SET PROBLEM:
Of all the lines in the material below, how many include the string "code"? Give the number only.

RECORDS SHOWN:
Begin

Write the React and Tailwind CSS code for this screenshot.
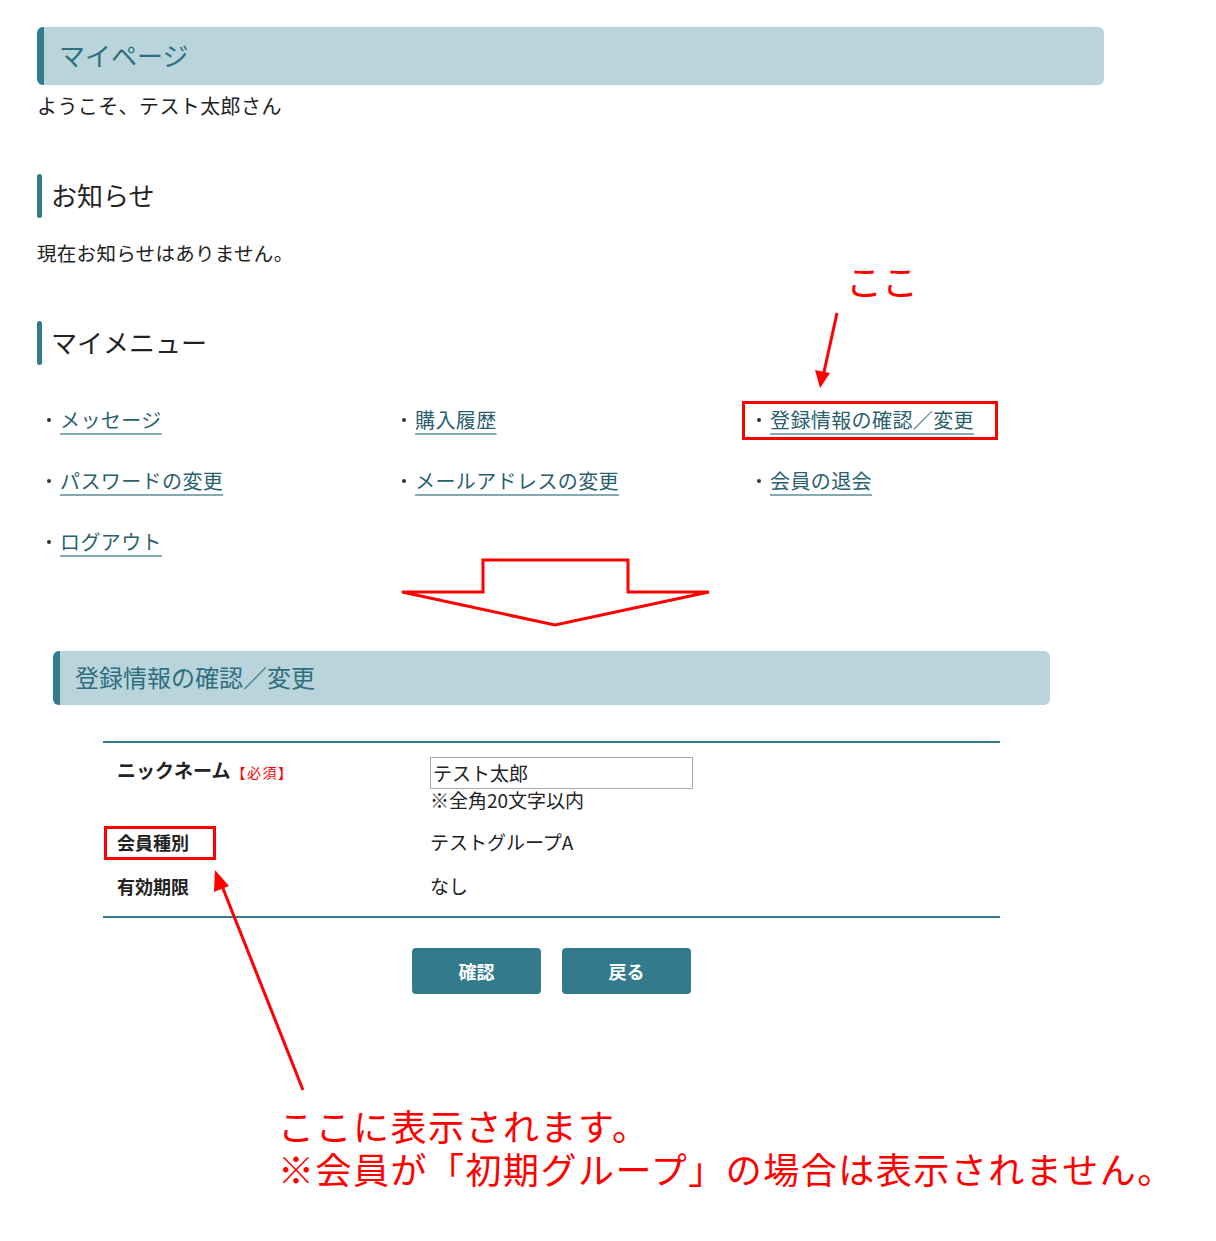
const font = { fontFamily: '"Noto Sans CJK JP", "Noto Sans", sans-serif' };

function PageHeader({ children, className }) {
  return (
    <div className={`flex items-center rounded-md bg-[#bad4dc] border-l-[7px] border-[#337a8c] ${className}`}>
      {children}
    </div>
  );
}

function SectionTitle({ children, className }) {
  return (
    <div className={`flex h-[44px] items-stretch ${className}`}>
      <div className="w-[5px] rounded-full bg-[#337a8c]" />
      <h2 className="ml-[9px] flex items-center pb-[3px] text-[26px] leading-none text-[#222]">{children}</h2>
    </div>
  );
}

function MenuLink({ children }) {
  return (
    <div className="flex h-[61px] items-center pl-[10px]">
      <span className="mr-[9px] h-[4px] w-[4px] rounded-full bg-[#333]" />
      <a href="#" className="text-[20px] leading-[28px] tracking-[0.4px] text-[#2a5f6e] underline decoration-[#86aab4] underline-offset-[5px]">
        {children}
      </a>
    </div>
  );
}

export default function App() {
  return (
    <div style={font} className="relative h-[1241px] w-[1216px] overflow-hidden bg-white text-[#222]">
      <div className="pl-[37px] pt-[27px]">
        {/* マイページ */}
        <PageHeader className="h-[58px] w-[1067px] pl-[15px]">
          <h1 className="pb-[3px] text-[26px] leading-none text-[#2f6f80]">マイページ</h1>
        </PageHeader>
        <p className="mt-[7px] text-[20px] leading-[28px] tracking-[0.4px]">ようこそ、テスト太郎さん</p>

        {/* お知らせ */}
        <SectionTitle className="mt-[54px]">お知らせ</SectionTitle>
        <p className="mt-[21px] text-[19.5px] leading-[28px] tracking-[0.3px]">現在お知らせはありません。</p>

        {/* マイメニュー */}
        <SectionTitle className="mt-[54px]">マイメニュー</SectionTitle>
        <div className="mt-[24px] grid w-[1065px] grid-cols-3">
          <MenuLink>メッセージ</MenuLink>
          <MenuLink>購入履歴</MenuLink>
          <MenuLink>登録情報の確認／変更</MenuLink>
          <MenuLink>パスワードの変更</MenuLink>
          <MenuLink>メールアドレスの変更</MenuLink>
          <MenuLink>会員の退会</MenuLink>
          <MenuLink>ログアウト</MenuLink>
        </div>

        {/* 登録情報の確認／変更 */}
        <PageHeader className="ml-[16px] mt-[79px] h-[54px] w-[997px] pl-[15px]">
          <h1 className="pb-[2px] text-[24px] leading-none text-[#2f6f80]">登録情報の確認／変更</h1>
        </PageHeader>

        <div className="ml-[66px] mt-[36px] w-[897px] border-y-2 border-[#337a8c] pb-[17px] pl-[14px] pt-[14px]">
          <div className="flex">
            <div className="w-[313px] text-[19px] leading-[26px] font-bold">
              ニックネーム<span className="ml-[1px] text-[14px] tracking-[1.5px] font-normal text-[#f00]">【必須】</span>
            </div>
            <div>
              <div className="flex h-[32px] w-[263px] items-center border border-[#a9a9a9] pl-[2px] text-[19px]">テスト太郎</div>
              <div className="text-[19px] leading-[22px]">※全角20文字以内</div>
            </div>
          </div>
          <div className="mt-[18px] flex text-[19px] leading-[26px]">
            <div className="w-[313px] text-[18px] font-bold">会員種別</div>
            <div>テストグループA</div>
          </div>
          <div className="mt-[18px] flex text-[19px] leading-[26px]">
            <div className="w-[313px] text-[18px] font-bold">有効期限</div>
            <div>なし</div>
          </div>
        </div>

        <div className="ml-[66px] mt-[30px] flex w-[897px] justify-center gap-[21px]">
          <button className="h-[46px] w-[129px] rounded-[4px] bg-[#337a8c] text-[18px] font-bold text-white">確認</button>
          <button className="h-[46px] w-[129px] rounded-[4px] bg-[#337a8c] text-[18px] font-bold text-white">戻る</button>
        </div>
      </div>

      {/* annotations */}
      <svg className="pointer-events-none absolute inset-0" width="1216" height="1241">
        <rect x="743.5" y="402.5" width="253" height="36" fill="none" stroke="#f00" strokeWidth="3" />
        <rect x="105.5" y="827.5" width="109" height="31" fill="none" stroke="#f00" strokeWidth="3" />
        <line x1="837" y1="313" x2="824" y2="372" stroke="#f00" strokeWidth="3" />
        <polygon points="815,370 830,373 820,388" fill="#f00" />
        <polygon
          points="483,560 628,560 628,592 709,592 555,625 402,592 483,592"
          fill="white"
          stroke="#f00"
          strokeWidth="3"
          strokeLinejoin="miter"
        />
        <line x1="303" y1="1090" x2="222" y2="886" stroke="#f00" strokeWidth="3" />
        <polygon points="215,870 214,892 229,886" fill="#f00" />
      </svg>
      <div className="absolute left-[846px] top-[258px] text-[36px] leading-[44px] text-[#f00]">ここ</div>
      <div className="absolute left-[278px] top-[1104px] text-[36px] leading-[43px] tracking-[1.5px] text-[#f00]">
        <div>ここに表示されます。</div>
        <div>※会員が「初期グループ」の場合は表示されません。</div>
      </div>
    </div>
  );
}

End
Begin

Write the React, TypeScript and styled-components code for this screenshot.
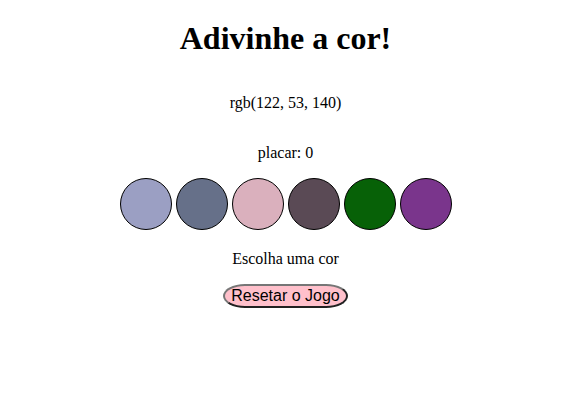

End
Begin

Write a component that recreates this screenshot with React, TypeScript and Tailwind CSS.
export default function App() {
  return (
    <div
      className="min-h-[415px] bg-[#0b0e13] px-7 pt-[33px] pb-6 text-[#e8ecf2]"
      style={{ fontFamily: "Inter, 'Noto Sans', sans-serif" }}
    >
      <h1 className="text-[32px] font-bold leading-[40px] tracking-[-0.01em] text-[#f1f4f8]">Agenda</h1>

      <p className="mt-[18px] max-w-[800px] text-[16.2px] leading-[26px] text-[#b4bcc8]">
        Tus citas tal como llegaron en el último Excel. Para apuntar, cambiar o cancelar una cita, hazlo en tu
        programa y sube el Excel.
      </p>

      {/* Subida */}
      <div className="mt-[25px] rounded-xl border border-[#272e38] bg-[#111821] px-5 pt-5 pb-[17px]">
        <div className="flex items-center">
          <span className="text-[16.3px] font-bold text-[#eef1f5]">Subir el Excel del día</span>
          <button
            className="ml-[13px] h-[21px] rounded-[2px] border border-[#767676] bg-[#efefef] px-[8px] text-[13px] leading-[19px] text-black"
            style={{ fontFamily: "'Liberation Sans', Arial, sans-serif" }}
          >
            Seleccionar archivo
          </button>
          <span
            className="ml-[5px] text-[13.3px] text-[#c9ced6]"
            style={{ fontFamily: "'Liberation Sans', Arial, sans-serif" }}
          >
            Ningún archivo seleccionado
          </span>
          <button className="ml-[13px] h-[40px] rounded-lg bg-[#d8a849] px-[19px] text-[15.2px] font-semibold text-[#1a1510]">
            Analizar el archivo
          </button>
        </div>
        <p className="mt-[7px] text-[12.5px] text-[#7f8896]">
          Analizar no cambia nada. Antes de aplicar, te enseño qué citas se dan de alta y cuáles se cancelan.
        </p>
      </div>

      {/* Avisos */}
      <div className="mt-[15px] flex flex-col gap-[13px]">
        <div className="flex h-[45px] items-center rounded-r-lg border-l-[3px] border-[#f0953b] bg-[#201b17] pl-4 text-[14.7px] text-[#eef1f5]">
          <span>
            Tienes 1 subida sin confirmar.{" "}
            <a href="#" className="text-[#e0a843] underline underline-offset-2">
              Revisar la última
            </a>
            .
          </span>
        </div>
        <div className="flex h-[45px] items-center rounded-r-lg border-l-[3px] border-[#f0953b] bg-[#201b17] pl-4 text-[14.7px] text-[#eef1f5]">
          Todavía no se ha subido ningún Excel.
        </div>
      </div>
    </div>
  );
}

End

THE RESPONSE:
2